映画『シェイム』の中年主人公は性依存症で、起きている時間は(仕事中も何も関係なく)そのことしか頭にないくらいの重症だ。そんな彼があるキッカケで「ちゃんとした社会生活を送ろう」と決意する。しかし「普通のデート」をして、お高いレストランに入っても、何をどう選べばいいか分からない。店員の使う用語も分からない。中年になるまでそういう経験をしてこなかったからだ。レストランでドキマギする彼の姿に、カルト脱会者(自分を含む)の戸惑いや気後れを想起した。
カルト脱会者向けの「社会復帰プログラム」があったら良いかもしれない。高級レストランとかライブとかクラブとか、そういう未経験の場所に案内して、色々教えてくれるサービスだ(あったら自分が利用したい)。
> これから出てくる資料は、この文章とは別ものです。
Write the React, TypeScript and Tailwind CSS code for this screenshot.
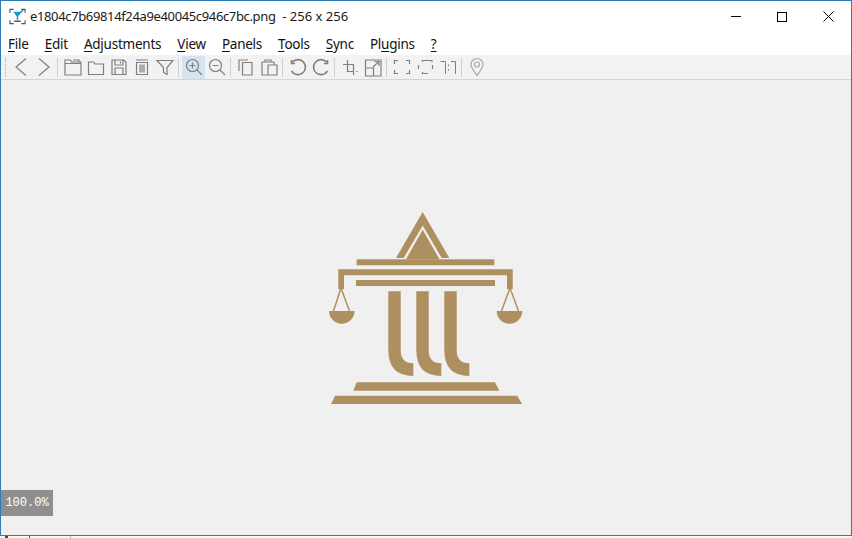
const menus = [
  { pre: "", key: "F", post: "ile" },
  { pre: "", key: "E", post: "dit" },
  { pre: "", key: "A", post: "djustments" },
  { pre: "", key: "V", post: "iew" },
  { pre: "", key: "P", post: "anels" },
  { pre: "", key: "T", post: "ools" },
  { pre: "", key: "S", post: "ync" },
  { pre: "Pl", key: "u", post: "gins" },
  { pre: "", key: "?", post: "" },
];

function Icon({ children, active, light }: { children: React.ReactNode; active?: boolean; light?: boolean }) {
  return (
    <div
      className={`flex h-[23px] w-[23px] items-center justify-center ${active ? "bg-[#d5e4f0]" : ""}`}
    >
      <svg width="20" height="20" viewBox="0 0 20 20" fill="none" stroke={light ? "#a8a8a8" : "#7f7f7f"} strokeWidth="1.2">
        {children}
      </svg>
    </div>
  );
}

function Sep() {
  return <div className="ml-[2px] mr-[3px] h-[19px] w-px bg-[#d0d0d0]" />;
}

function Logo() {
  const gold = "#ae9060";
  const column = (x: number) =>
    `M${x} 291.3 h12.4 V350 Q${x + 12.4} 363.3 ${x + 25} 363.3 V376 Q${x} 376 ${x} 350 Z`;
  return (
    <svg width="256" height="256" viewBox="298 180 256 256">
      <path fill={gold} d="M422.7 212 L449.3 258 H441.7 L422.7 225.5 L403.7 258 H396 Z" />
      <path fill={gold} d="M422.7 229.7 L439.6 259.5 H405.8 Z" />
      <rect fill={gold} x="356.7" y="259.3" width="137.6" height="6" />
      <path fill={gold} d="M338.3 269.3 H512.7 V289 H507 V275.3 H344 V289 H338.3 Z" />
      <rect fill={gold} x="356" y="280" width="139" height="6" />
      <path fill={gold} d={column(388.3)} />
      <path fill={gold} d={column(416.3)} />
      <path fill={gold} d={column(444.3)} />
      <path fill={gold} d="M356.7 382.3 H495 L499.3 390.7 H353.3 Z" />
      <path fill={gold} d="M335 395.7 H517.3 L522 404 H331 Z" />
      <path fill="none" stroke={gold} strokeWidth="1.5" d="M341 288 L333.5 311 M341 288 L349.5 311" />
      <path fill="none" stroke={gold} strokeWidth="1.5" d="M510 288 L501.5 311 M510 288 L518.5 311" />
      <path fill={gold} d="M329 311 H354.5 A12.75 12.75 0 0 1 329 311 Z" />
      <path fill={gold} d="M496.7 311 H522.3 A12.8 12.8 0 0 1 496.7 311 Z" />
    </svg>
  );
}

export default function App() {
  return (
    <div className="flex h-[538px] w-[852px] flex-col overflow-hidden bg-[#f6f6f6] font-['Noto_Sans',sans-serif] text-black">
      <div className="flex h-[536px] shrink-0 flex-col border border-[#2d7cb8]">
        {/* Title bar */}
        <div className="flex h-[31px] shrink-0 items-center bg-white">
          <svg className="ml-[8px]" width="17" height="17" viewBox="0 0 18 18" fill="none">
            <path d="M1 5V1.5H5M13 1.5H17V5M1 13V16.5H5M13 16.5H17V13" stroke="#3a5a70" strokeWidth="1.2" />
            <path d="M4.5 4H13.5L9.8 9V13H8.2V9Z" fill="#1c9ad6" />
            <path d="M12 5L15 2" stroke="#1c6f9a" strokeWidth="1.2" />
            <path d="M5.5 14H12.5" stroke="#20303a" strokeWidth="1.2" />
          </svg>
          <span className="ml-[4px] text-[13px] whitespace-pre text-[#1a1a1a]">
            <span className="tracking-[-0.36px]">e1804c7b69814f24a9e40045c946c7bc.png</span>  - 256 x 256
          </span>
          <div className="ml-auto flex items-center">
            <button className="flex h-[31px] w-[46px] items-center justify-center">
              <span className="h-px w-[10px] bg-black" />
            </button>
            <button className="flex h-[31px] w-[46px] items-center justify-center">
              <span className="h-[10px] w-[10px] border border-black" />
            </button>
            <button className="flex h-[31px] w-[46px] items-center justify-center">
              <svg width="11" height="11" viewBox="0 0 11 11" stroke="#000" strokeWidth="1">
                <path d="M0.5 0.5L10.5 10.5M10.5 0.5L0.5 10.5" />
              </svg>
            </button>
          </div>
        </div>

        {/* Menu */}
        <div className="flex h-[23px] shrink-0 items-center gap-[16px] bg-white pl-[7px] pt-[2px] text-[13.5px] tracking-[-0.24px] text-[#111]">
          {menus.map((m) => (
            <span key={m.key + m.post} className="whitespace-pre">
              {m.pre}
              <span className="underline underline-offset-2">{m.key}</span>
              {m.post}
            </span>
          ))}
        </div>

        {/* Toolbar */}
        <div className="flex h-[25px] shrink-0 items-center border-b border-[#d4d4d4] bg-[#f2f2f2] pl-[4px]">
          <div className="mr-[2px] h-[19px] w-[2px] border-l border-dotted border-[#aaa]" />
          <Icon><path d="M15 1.5L5 10L15 18.5" /></Icon>
          <Icon><path d="M5 1.5L15 10L5 18.5" /></Icon>
          <Sep />
          <Icon><path d="M2 6.5V18H18V5H8.5L7.5 3H2V6.5H18M10 3H16V5" /></Icon>
          <Icon><path d="M2.5 5V17.5H17.5V7H9L7.5 5H2.5Z" /></Icon>
          <Icon><path d="M3 3H15L17 5V17.5H3ZM6 3V8H14V3M11.5 4.5V6.5M6 17.5V11H14V17.5" /></Icon>
          <Icon><path d="M4 3H16M4.5 5.5H15.5V17.5H4.5ZM8 7.5V15.5M10 7.5V15.5M12 7.5V15.5" /></Icon>
          <Icon><path d="M2 3.5H18L12 10.5V17.5L8.5 15.5V10.5Z" /></Icon>
          <Sep />
          <Icon active>
            <circle cx="8.5" cy="8.5" r="6" />
            <path d="M13 13L18 18M5.5 8.5H11.5M8.5 5.5V11.5" />
          </Icon>
          <Icon>
            <circle cx="8.5" cy="8.5" r="6" />
            <path d="M13 13L18 18M5.5 8.5H11.5" />
          </Icon>
          <Sep />
          <Icon><path d="M3 14V3H12M6.5 5.5H16V18H6.5Z" /></Icon>
          <Icon><path d="M6 5V3H12V5M9 18H3V5H15V8M9 8H18V18H9Z" /></Icon>
          <Sep />
          <Icon><path strokeWidth="1.6" d="M4.5 5A7.5 7.5 0 1 1 3.5 14M3.5 3V6.5H7" /></Icon>
          <Icon><path strokeWidth="1.6" d="M15.5 5A7.5 7.5 0 1 0 16.5 14M16.5 3V6.5H13" /></Icon>
          <Sep />
          <Icon><path d="M7.5 3V14.5H14M3 7.5H13.5V18M16 14.5H17.5" /></Icon>
          <Icon><path d="M2.5 11V3H18V19H10.5M2.5 11H10.5V19H2.5ZM10 10L16 4.5M11.5 4.5H16V9" /></Icon>
          <Sep />
          <Icon><path d="M2.5 7V3.5H6M14 3.5H17.5V7M2.5 13V16.5H6M14 16.5H17.5V13" /></Icon>
          <Icon><path d="M7.5 5V3.5H17V5M7.5 15V16.5H13M3.5 8V12M17.5 8V12" /></Icon>
          <Icon><path strokeWidth="1" d="M2.5 4.5H7.5V17M13 4.5H17.5V17M10.5 7.5V9M10.5 12V13.5" /></Icon>
          <Sep />
          <Icon light>
            <path d="M10 18.5C7 14 4 11 4 7.5A6 6 0 0 1 16 7.5C16 11 13 14 10 18.5Z" />
            <circle cx="10" cy="7.5" r="2.5" />
          </Icon>
        </div>

        {/* Canvas */}
        <div className="relative flex min-h-0 flex-1 items-center justify-center bg-[#f0f0f0]">
          <Logo />
          <div className="absolute bottom-[19px] left-0 flex h-[26px] w-[52px] items-center justify-center bg-[#8f8f8f] font-['Liberation_Mono',monospace] text-[12px] text-white">
            100.0%
          </div>
        </div>
      </div>

      {/* Sliver of whatever sits behind the window */}
      <div className="flex h-[2px] items-start">
        <span className="ml-[5px] h-[2px] w-[3px] bg-[#2a4a66]" />
        <span className="ml-[21px] h-[2px] w-px bg-[#44606f]" />
        <span className="ml-[40px] h-[2px] w-px bg-[#b5b5b5]" />
      </div>
    </div>
  );
}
似た話で、教会で『君は愛されるため生まれた』等の自己肯定感上げ上げソングを歌って育った自己肯定感MAXの子が、一般の大学に進学して、「みんなと同じ扱いをされる」という当たり前の事実に直面して、ショックを受けることがある。まさにハロー、ワールド。
キリスト教会で、現実とあまりに乖離した育ち方をしてしまうと、本人が大人になってから困る。社会と一切かかわらないで生きられる人は、そう多くないのだから。教会の指導者や親たちには、その点をよく考えてほしいと思う。